**DATA PROVIDED**

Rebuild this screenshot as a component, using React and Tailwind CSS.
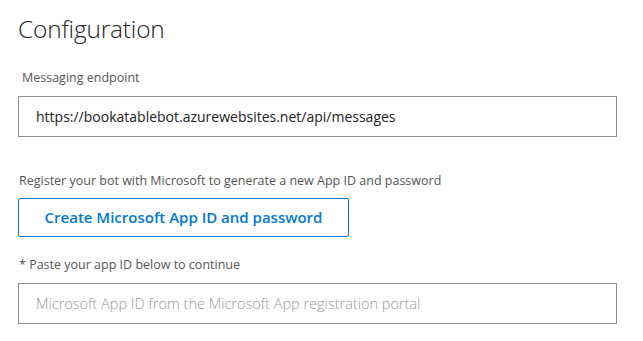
export default function App() {
  return (
    <div
      className="w-[643px] h-[341px] bg-white px-[18px] pt-[14px] text-[#333]"
      style={{ fontFamily: '"Open Sans", "Noto Sans", sans-serif' }}
    >
      <h1 className="text-[24.5px] leading-[30px] font-light text-[#222] tracking-[-0.2px]">
        Configuration
      </h1>

      <label className="mt-[25px] block pl-[4px] text-[12.5px] leading-[18px] text-[#555]">
        Messaging endpoint
      </label>
      <div className="mt-[9px] flex h-[41px] w-[599px] items-center border-[1.5px] border-[#8f8f8f] px-[17px] text-[14px] text-[#222]">
        https://bookatablebot.azurewebsites.net/api/messages
      </div>

      <p className="mt-[35px] pl-[1px] text-[12.5px] leading-[18px] text-[#555]">
        Register your bot with Microsoft to generate a new App ID and password
      </p>
      <button className="mt-[8px] flex h-[39px] w-[331px] items-center justify-center rounded-[2px] border-[1.5px] border-[#0078d4] text-[15px] font-semibold text-[#0078d4]">
        Create Microsoft App ID and password
      </button>

      <p className="mt-[19px] pl-[1px] text-[12.5px] leading-[18px] text-[#555]">
        * Paste your app ID below to continue
      </p>
      <div className="mt-[9px] flex h-[41px] w-[599px] items-center border-[1.5px] border-[#8f8f8f] px-[17px] text-[14.5px] font-light text-[#999]">
        Microsoft App ID from the Microsoft App registration portal
      </div>
    </div>
  );
}
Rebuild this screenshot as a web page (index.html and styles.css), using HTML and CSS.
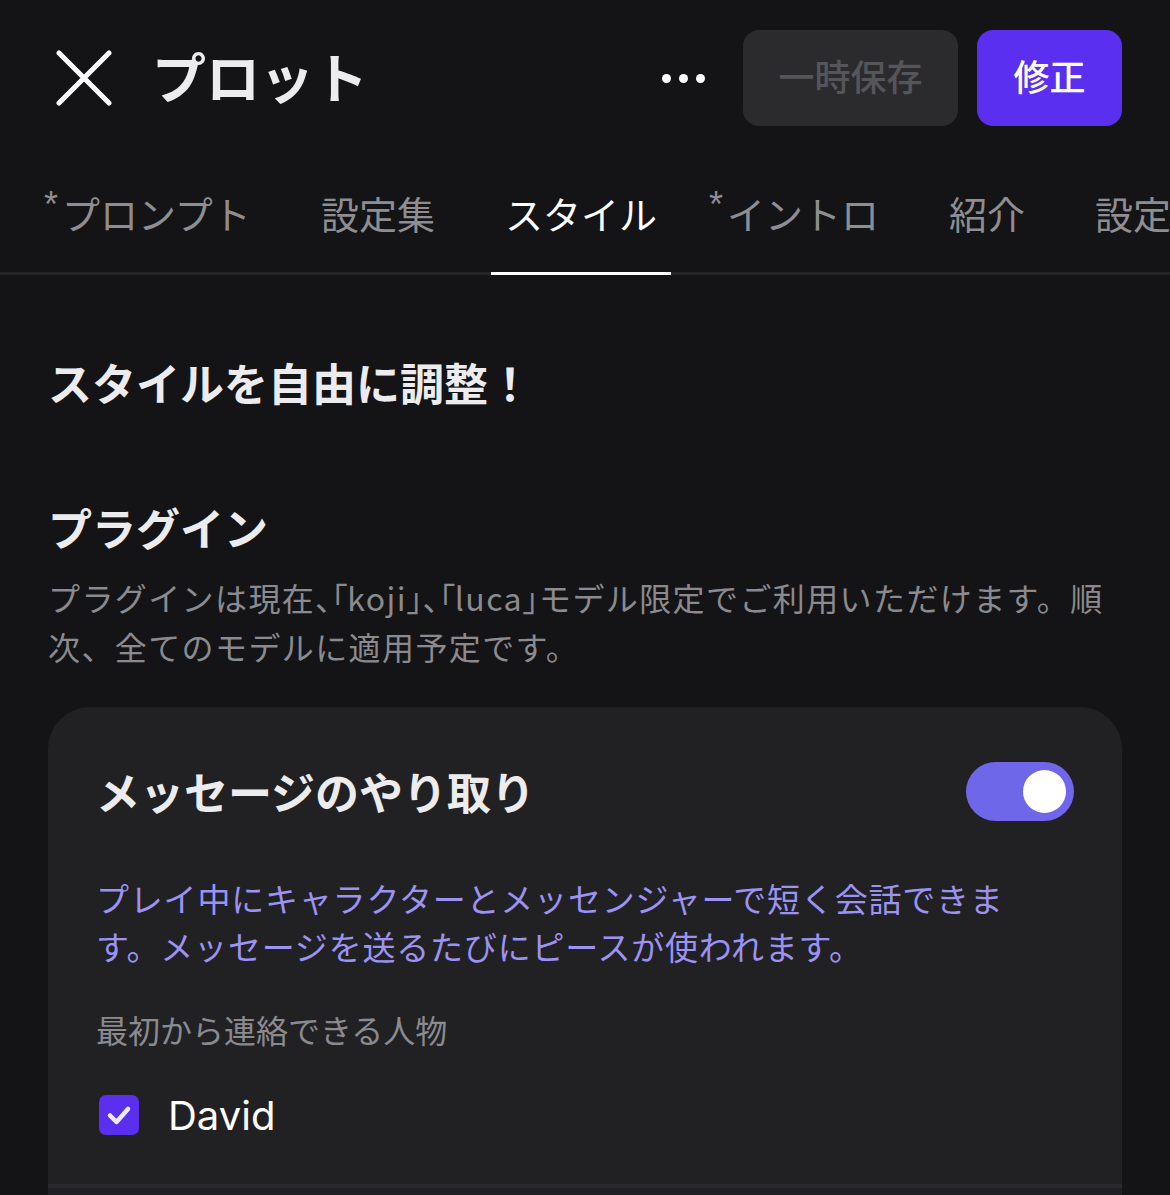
FILE: index.html
```html
<!DOCTYPE html>
<html lang="ja">
<head>
    <meta charset="UTF-8">
    <meta name="viewport" content="width=device-width, initial-scale=1.0">
    <title>プロット || スタイル</title>
    <link rel="stylesheet" href="styles.css">
</head>
<body>
<div class="page">
    <div class="topbar">
        <button class="close">
            <svg width="56" height="56" viewBox="0 0 56 56">
                <path d="M3 3 L53 53 M53 3 L3 53" stroke="#fff" stroke-width="5" stroke-linecap="round" fill="none"/>
            </svg>
        </button>
        <h1 class="title">プロット</h1>
        <div class="more"><span></span><span></span><span></span></div>
        <button class="btn btn-save">一時保存</button>
        <button class="btn btn-edit">修正</button>
    </div>

    <div class="tabs">
        <div class="tab"><span class="star">*</span>プロンプト</div>
        <div class="tab">設定集</div>
        <div class="tab active">スタイル</div>
        <div class="tab"><span class="star">*</span>イントロ</div>
        <div class="tab">紹介</div>
        <div class="tab">設定</div>
    </div>

    <div class="content">
        <h2 class="heading">スタイルを自由に調整！</h2>

        <h3 class="section-title">プラグイン</h3>
        <!-- 連続する約物だけ詰める -->
        <p class="section-desc">プラグインは現在<span class="kern">、「</span>koji<span class="kern">」、「</span>luca<span class="kern">」</span>モデル限定でご利用いただけます。順次、全てのモデルに適用予定です。</p>

        <div class="card">
            <div class="card-row">
                <div class="card-title">メッセージのやり取り</div>
                <div class="switch on"><span class="knob"></span></div>
            </div>
            <p class="card-desc">プレイ中にキャラクターとメッセンジャーで短く会話できます。メッセージを送るたびにピースが使われます。</p>
            <div class="label">最初から連絡できる人物</div>
            <div class="check-row">
                <span class="checkbox">
                    <svg width="40" height="40" viewBox="0 0 40 40">
                        <path d="M11 20.5 L17.5 27 L29 14" stroke="#efeaff" stroke-width="4.5" stroke-linecap="round" stroke-linejoin="round" fill="none"/>
                    </svg>
                </span>
                <span class="check-name">David</span>
            </div>
            <div class="card-next"></div>
        </div>
    </div>
</div>
</body>
</html>
```

FILE: styles.css
```css
* {
    margin: 0;
    padding: 0;
    box-sizing: border-box;
}

body {
    background-color: #141416;
    color: #ececee;
    font-family: "Noto Sans CJK JP", "Noto Sans", sans-serif;
    overflow: hidden;
}

.page {
    width: 1170px;
}

/* top bar */
.topbar {
    display: flex;
    align-items: center;
    height: 156px;
    padding: 0 48px 0 56px;
}

.close {
    width: 56px;
    height: 56px;
    background: none;
    border: none;
    display: flex;
}

.title {
    margin-left: 40px;
    font-size: 54px;
    font-weight: 700;
    line-height: 1;
    color: #ececee;
    flex: 1;
    padding-bottom: 4px;
}

.more {
    display: flex;
    gap: 8px;
    margin-right: 38px;
}

.more span {
    width: 9px;
    height: 9px;
    border-radius: 50%;
    background-color: #fff;
}

.btn {
    height: 96px;
    border: none;
    border-radius: 16px;
    font-family: "Noto Sans CJK JP", sans-serif;
    font-size: 36px;
    font-weight: 500;
    padding-bottom: 6px;
}

.btn-save {
    width: 215px;
    background-color: #2b2b2d;
    color: #56565a;
}

.btn-edit {
    width: 145px;
    margin-left: 19px;
    background-color: #5a2ff0;
    color: #fff;
}

/* tabs */
.tabs {
    display: flex;
    gap: 42px;
    padding-left: 48px;
    box-shadow: inset 0 -3px 0 #252528;
    overflow: hidden;
    white-space: nowrap;
    margin-top: -6px;
}

.tab {
    position: relative;
    flex-shrink: 0;
    padding: 38px 14px 34px;
    font-size: 38px;
    line-height: 50px;
    color: #8e8e92;
    border-bottom: 3px solid transparent;
}

.tab.active {
    color: #fff;
    border-bottom-color: #fff;
}

.star {
    position: absolute;
    left: -4px;
    top: 37px;
    font-family: "Liberation Sans", sans-serif;
    font-size: 36px;
    line-height: 1;
}

/* content */
.content {
    padding: 0 48px;
}

.heading {
    margin-top: 79px;
    font-size: 44px;
    font-weight: 700;
    line-height: 56px;
}

.section-title {
    margin-top: 89px;
    font-size: 44px;
    font-weight: 700;
    line-height: 56px;
}

.section-desc {
    margin-top: 18px;
    font-size: 32px;
    letter-spacing: 1.4px;
    line-height: 49px;
    color: #8a8a8f;
}

.kern {
    font-feature-settings: "palt";
    letter-spacing: 0;
}

.card {
    margin-top: 36px;
    background-color: #212124;
    border-radius: 42px;
    padding: 54px 48px 0;
}

.card-row {
    display: flex;
    align-items: center;
    justify-content: space-between;
    height: 60px;
}

.card-title {
    font-size: 44px;
    font-weight: 700;
    line-height: 56px;
}

.switch {
    width: 108px;
    height: 59px;
    border-radius: 30px;
    background-color: #6f67ea;
    padding: 8px;
    display: flex;
    justify-content: flex-end;
}

.knob {
    width: 43px;
    height: 43px;
    border-radius: 50%;
    background-color: #fff;
}

.card-desc {
    margin-top: 53px;
    max-width: 930px;
    font-size: 33px;
    letter-spacing: 0.8px;
    line-height: 48px;
    color: #9c92f2;
}

.label {
    margin-top: 35px;
    font-size: 32px;
    line-height: 48px;
    color: #8a8a8f;
}

.check-row {
    display: flex;
    align-items: center;
    gap: 29px;
    margin-top: 38px;
    height: 48px;
    padding-left: 3px;
}

.checkbox {
    width: 40px;
    height: 40px;
    border-radius: 7px;
    background-color: #5a2ff0;
    display: flex;
}

.check-name {
    font-family: "Inter", "Noto Sans", sans-serif;
    font-size: 40px;
    color: #fff;
}

.card-next {
    margin: 45px -48px 0;
    height: 80px;
    border-top: 4px solid #2a2a2e;
}
```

**WORK TO BE COMPLETED**
Restate the records word for word, omitting images.

**FULL RESPONSE**
Rebuild this screenshot as a component, using React and Tailwind CSS.
export default function App() {
  return (
    <div
      className="w-[643px] h-[341px] bg-white px-[18px] pt-[14px] text-[#333]"
      style={{ fontFamily: '"Open Sans", "Noto Sans", sans-serif' }}
    >
      <h1 className="text-[24.5px] leading-[30px] font-light text-[#222] tracking-[-0.2px]">
        Configuration
      </h1>

      <label className="mt-[25px] block pl-[4px] text-[12.5px] leading-[18px] text-[#555]">
        Messaging endpoint
      </label>
      <div className="mt-[9px] flex h-[41px] w-[599px] items-center border-[1.5px] border-[#8f8f8f] px-[17px] text-[14px] text-[#222]">
        https://bookatablebot.azurewebsites.net/api/messages
      </div>

      <p className="mt-[35px] pl-[1px] text-[12.5px] leading-[18px] text-[#555]">
        Register your bot with Microsoft to generate a new App ID and password
      </p>
      <button className="mt-[8px] flex h-[39px] w-[331px] items-center justify-center rounded-[2px] border-[1.5px] border-[#0078d4] text-[15px] font-semibold text-[#0078d4]">
        Create Microsoft App ID and password
      </button>

      <p className="mt-[19px] pl-[1px] text-[12.5px] leading-[18px] text-[#555]">
        * Paste your app ID below to continue
      </p>
      <div className="mt-[9px] flex h-[41px] w-[599px] items-center border-[1.5px] border-[#8f8f8f] px-[17px] text-[14.5px] font-light text-[#999]">
        Microsoft App ID from the Microsoft App registration portal
      </div>
    </div>
  );
}
Rebuild this screenshot as a web page (index.html and styles.css), using HTML and CSS.
FILE: index.html
```html
<!DOCTYPE html>
<html lang="ja">
<head>
    <meta charset="UTF-8">
    <meta name="viewport" content="width=device-width, initial-scale=1.0">
    <title>プロット || スタイル</title>
    <link rel="stylesheet" href="styles.css">
</head>
<body>
<div class="page">
    <div class="topbar">
        <button class="close">
            <svg width="56" height="56" viewBox="0 0 56 56">
                <path d="M3 3 L53 53 M53 3 L3 53" stroke="#fff" stroke-width="5" stroke-linecap="round" fill="none"/>
            </svg>
        </button>
        <h1 class="title">プロット</h1>
        <div class="more"><span></span><span></span><span></span></div>
        <button class="btn btn-save">一時保存</button>
        <button class="btn btn-edit">修正</button>
    </div>

    <div class="tabs">
        <div class="tab"><span class="star">*</span>プロンプト</div>
        <div class="tab">設定集</div>
        <div class="tab active">スタイル</div>
        <div class="tab"><span class="star">*</span>イントロ</div>
        <div class="tab">紹介</div>
        <div class="tab">設定</div>
    </div>

    <div class="content">
        <h2 class="heading">スタイルを自由に調整！</h2>

        <h3 class="section-title">プラグイン</h3>
        <!-- 連続する約物だけ詰める -->
        <p class="section-desc">プラグインは現在<span class="kern">、「</span>koji<span class="kern">」、「</span>luca<span class="kern">」</span>モデル限定でご利用いただけます。順次、全てのモデルに適用予定です。</p>

        <div class="card">
            <div class="card-row">
                <div class="card-title">メッセージのやり取り</div>
                <div class="switch on"><span class="knob"></span></div>
            </div>
            <p class="card-desc">プレイ中にキャラクターとメッセンジャーで短く会話できます。メッセージを送るたびにピースが使われます。</p>
            <div class="label">最初から連絡できる人物</div>
            <div class="check-row">
                <span class="checkbox">
                    <svg width="40" height="40" viewBox="0 0 40 40">
                        <path d="M11 20.5 L17.5 27 L29 14" stroke="#efeaff" stroke-width="4.5" stroke-linecap="round" stroke-linejoin="round" fill="none"/>
                    </svg>
                </span>
                <span class="check-name">David</span>
            </div>
            <div class="card-next"></div>
        </div>
    </div>
</div>
</body>
</html>
```

FILE: styles.css
```css
* {
    margin: 0;
    padding: 0;
    box-sizing: border-box;
}

body {
    background-color: #141416;
    color: #ececee;
    font-family: "Noto Sans CJK JP", "Noto Sans", sans-serif;
    overflow: hidden;
}

.page {
    width: 1170px;
}

/* top bar */
.topbar {
    display: flex;
    align-items: center;
    height: 156px;
    padding: 0 48px 0 56px;
}

.close {
    width: 56px;
    height: 56px;
    background: none;
    border: none;
    display: flex;
}

.title {
    margin-left: 40px;
    font-size: 54px;
    font-weight: 700;
    line-height: 1;
    color: #ececee;
    flex: 1;
    padding-bottom: 4px;
}

.more {
    display: flex;
    gap: 8px;
    margin-right: 38px;
}

.more span {
    width: 9px;
    height: 9px;
    border-radius: 50%;
    background-color: #fff;
}

.btn {
    height: 96px;
    border: none;
    border-radius: 16px;
    font-family: "Noto Sans CJK JP", sans-serif;
    font-size: 36px;
    font-weight: 500;
    padding-bottom: 6px;
}

.btn-save {
    width: 215px;
    background-color: #2b2b2d;
    color: #56565a;
}

.btn-edit {
    width: 145px;
    margin-left: 19px;
    background-color: #5a2ff0;
    color: #fff;
}

/* tabs */
.tabs {
    display: flex;
    gap: 42px;
    padding-left: 48px;
    box-shadow: inset 0 -3px 0 #252528;
    overflow: hidden;
    white-space: nowrap;
    margin-top: -6px;
}

.tab {
    position: relative;
    flex-shrink: 0;
    padding: 38px 14px 34px;
    font-size: 38px;
    line-height: 50px;
    color: #8e8e92;
    border-bottom: 3px solid transparent;
}

.tab.active {
    color: #fff;
    border-bottom-color: #fff;
}

.star {
    position: absolute;
    left: -4px;
    top: 37px;
    font-family: "Liberation Sans", sans-serif;
    font-size: 36px;
    line-height: 1;
}

/* content */
.content {
    padding: 0 48px;
}

.heading {
    margin-top: 79px;
    font-size: 44px;
    font-weight: 700;
    line-height: 56px;
}

.section-title {
    margin-top: 89px;
    font-size: 44px;
    font-weight: 700;
    line-height: 56px;
}

.section-desc {
    margin-top: 18px;
    font-size: 32px;
    letter-spacing: 1.4px;
    line-height: 49px;
    color: #8a8a8f;
}

.kern {
    font-feature-settings: "palt";
    letter-spacing: 0;
}

.card {
    margin-top: 36px;
    background-color: #212124;
    border-radius: 42px;
    padding: 54px 48px 0;
}

.card-row {
    display: flex;
    align-items: center;
    justify-content: space-between;
    height: 60px;
}

.card-title {
    font-size: 44px;
    font-weight: 700;
    line-height: 56px;
}

.switch {
    width: 108px;
    height: 59px;
    border-radius: 30px;
    background-color: #6f67ea;
    padding: 8px;
    display: flex;
    justify-content: flex-end;
}

.knob {
    width: 43px;
    height: 43px;
    border-radius: 50%;
    background-color: #fff;
}

.card-desc {
    margin-top: 53px;
    max-width: 930px;
    font-size: 33px;
    letter-spacing: 0.8px;
    line-height: 48px;
    color: #9c92f2;
}

.label {
    margin-top: 35px;
    font-size: 32px;
    line-height: 48px;
    color: #8a8a8f;
}

.check-row {
    display: flex;
    align-items: center;
    gap: 29px;
    margin-top: 38px;
    height: 48px;
    padding-left: 3px;
}

.checkbox {
    width: 40px;
    height: 40px;
    border-radius: 7px;
    background-color: #5a2ff0;
    display: flex;
}

.check-name {
    font-family: "Inter", "Noto Sans", sans-serif;
    font-size: 40px;
    color: #fff;
}

.card-next {
    margin: 45px -48px 0;
    height: 80px;
    border-top: 4px solid #2a2a2e;
}
```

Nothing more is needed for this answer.